Recorded data:

────────────────

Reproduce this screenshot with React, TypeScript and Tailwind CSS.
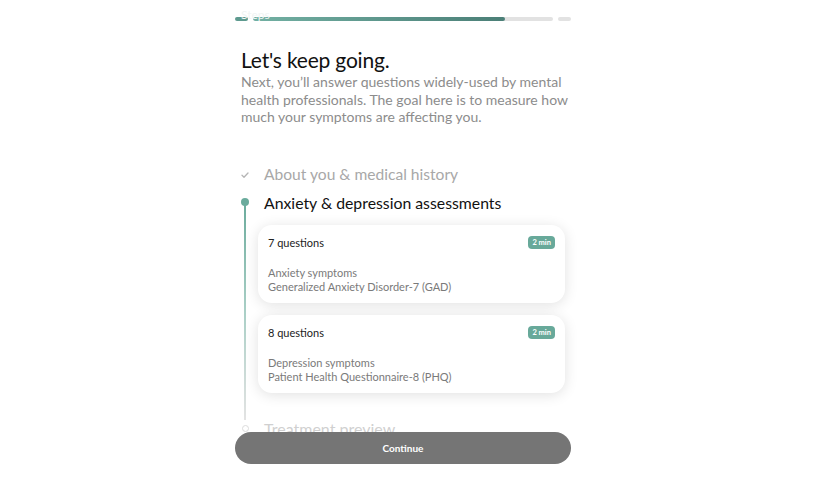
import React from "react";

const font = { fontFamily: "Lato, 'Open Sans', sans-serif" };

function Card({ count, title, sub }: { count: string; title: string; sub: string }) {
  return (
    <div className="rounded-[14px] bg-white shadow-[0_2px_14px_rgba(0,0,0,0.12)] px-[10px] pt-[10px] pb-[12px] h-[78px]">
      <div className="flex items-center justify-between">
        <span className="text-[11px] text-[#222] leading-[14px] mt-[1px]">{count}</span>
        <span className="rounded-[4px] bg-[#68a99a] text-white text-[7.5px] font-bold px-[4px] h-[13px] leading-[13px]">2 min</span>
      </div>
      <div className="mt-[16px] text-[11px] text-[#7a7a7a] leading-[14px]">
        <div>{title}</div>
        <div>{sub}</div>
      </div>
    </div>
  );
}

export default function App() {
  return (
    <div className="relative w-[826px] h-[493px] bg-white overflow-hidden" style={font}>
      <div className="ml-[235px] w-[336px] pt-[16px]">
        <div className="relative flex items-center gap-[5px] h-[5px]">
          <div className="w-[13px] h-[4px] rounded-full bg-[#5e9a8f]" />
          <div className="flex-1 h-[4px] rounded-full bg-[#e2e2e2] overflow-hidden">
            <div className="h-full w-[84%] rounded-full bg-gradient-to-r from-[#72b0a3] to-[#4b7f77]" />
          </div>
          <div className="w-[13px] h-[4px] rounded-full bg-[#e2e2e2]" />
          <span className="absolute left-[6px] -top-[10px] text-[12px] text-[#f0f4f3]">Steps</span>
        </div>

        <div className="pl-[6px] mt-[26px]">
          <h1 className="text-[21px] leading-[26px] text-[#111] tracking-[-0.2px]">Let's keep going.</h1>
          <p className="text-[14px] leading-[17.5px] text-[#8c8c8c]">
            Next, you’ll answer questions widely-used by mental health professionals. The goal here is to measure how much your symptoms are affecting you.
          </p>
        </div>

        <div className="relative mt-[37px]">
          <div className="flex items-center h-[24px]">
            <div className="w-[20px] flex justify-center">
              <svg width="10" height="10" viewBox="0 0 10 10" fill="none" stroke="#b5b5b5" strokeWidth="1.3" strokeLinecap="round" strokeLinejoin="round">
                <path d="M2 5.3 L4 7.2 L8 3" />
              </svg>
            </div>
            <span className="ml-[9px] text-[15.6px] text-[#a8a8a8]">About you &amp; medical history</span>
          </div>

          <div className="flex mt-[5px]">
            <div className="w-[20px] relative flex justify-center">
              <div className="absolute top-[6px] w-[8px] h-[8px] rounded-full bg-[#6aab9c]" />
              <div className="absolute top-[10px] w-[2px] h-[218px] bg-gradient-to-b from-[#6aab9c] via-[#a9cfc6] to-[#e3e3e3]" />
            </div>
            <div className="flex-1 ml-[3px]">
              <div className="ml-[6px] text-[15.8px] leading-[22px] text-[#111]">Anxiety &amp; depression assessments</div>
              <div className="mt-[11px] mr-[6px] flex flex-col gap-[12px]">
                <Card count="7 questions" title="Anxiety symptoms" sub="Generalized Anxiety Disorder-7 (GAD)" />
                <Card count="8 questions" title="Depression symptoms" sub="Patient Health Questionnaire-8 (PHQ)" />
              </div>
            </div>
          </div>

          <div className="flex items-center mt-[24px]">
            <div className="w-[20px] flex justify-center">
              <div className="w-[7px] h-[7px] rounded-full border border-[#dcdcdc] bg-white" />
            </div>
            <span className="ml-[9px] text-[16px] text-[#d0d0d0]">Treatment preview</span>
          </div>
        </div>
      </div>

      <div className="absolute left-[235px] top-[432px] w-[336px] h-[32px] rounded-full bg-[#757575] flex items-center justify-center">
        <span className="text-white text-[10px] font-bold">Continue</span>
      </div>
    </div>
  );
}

────────────────

Directions: Transcribe the full listing above exactly, with the images removed.

The result:
Reproduce this screenshot with React, TypeScript and Tailwind CSS.
import React from "react";

const font = { fontFamily: "Lato, 'Open Sans', sans-serif" };

function Card({ count, title, sub }: { count: string; title: string; sub: string }) {
  return (
    <div className="rounded-[14px] bg-white shadow-[0_2px_14px_rgba(0,0,0,0.12)] px-[10px] pt-[10px] pb-[12px] h-[78px]">
      <div className="flex items-center justify-between">
        <span className="text-[11px] text-[#222] leading-[14px] mt-[1px]">{count}</span>
        <span className="rounded-[4px] bg-[#68a99a] text-white text-[7.5px] font-bold px-[4px] h-[13px] leading-[13px]">2 min</span>
      </div>
      <div className="mt-[16px] text-[11px] text-[#7a7a7a] leading-[14px]">
        <div>{title}</div>
        <div>{sub}</div>
      </div>
    </div>
  );
}

export default function App() {
  return (
    <div className="relative w-[826px] h-[493px] bg-white overflow-hidden" style={font}>
      <div className="ml-[235px] w-[336px] pt-[16px]">
        <div className="relative flex items-center gap-[5px] h-[5px]">
          <div className="w-[13px] h-[4px] rounded-full bg-[#5e9a8f]" />
          <div className="flex-1 h-[4px] rounded-full bg-[#e2e2e2] overflow-hidden">
            <div className="h-full w-[84%] rounded-full bg-gradient-to-r from-[#72b0a3] to-[#4b7f77]" />
          </div>
          <div className="w-[13px] h-[4px] rounded-full bg-[#e2e2e2]" />
          <span className="absolute left-[6px] -top-[10px] text-[12px] text-[#f0f4f3]">Steps</span>
        </div>

        <div className="pl-[6px] mt-[26px]">
          <h1 className="text-[21px] leading-[26px] text-[#111] tracking-[-0.2px]">Let's keep going.</h1>
          <p className="text-[14px] leading-[17.5px] text-[#8c8c8c]">
            Next, you’ll answer questions widely-used by mental health professionals. The goal here is to measure how much your symptoms are affecting you.
          </p>
        </div>

        <div className="relative mt-[37px]">
          <div className="flex items-center h-[24px]">
            <div className="w-[20px] flex justify-center">
              <svg width="10" height="10" viewBox="0 0 10 10" fill="none" stroke="#b5b5b5" strokeWidth="1.3" strokeLinecap="round" strokeLinejoin="round">
                <path d="M2 5.3 L4 7.2 L8 3" />
              </svg>
            </div>
            <span className="ml-[9px] text-[15.6px] text-[#a8a8a8]">About you &amp; medical history</span>
          </div>

          <div className="flex mt-[5px]">
            <div className="w-[20px] relative flex justify-center">
              <div className="absolute top-[6px] w-[8px] h-[8px] rounded-full bg-[#6aab9c]" />
              <div className="absolute top-[10px] w-[2px] h-[218px] bg-gradient-to-b from-[#6aab9c] via-[#a9cfc6] to-[#e3e3e3]" />
            </div>
            <div className="flex-1 ml-[3px]">
              <div className="ml-[6px] text-[15.8px] leading-[22px] text-[#111]">Anxiety &amp; depression assessments</div>
              <div className="mt-[11px] mr-[6px] flex flex-col gap-[12px]">
                <Card count="7 questions" title="Anxiety symptoms" sub="Generalized Anxiety Disorder-7 (GAD)" />
                <Card count="8 questions" title="Depression symptoms" sub="Patient Health Questionnaire-8 (PHQ)" />
              </div>
            </div>
          </div>

          <div className="flex items-center mt-[24px]">
            <div className="w-[20px] flex justify-center">
              <div className="w-[7px] h-[7px] rounded-full border border-[#dcdcdc] bg-white" />
            </div>
            <span className="ml-[9px] text-[16px] text-[#d0d0d0]">Treatment preview</span>
          </div>
        </div>
      </div>

      <div className="absolute left-[235px] top-[432px] w-[336px] h-[32px] rounded-full bg-[#757575] flex items-center justify-center">
        <span className="text-white text-[10px] font-bold">Continue</span>
      </div>
    </div>
  );
}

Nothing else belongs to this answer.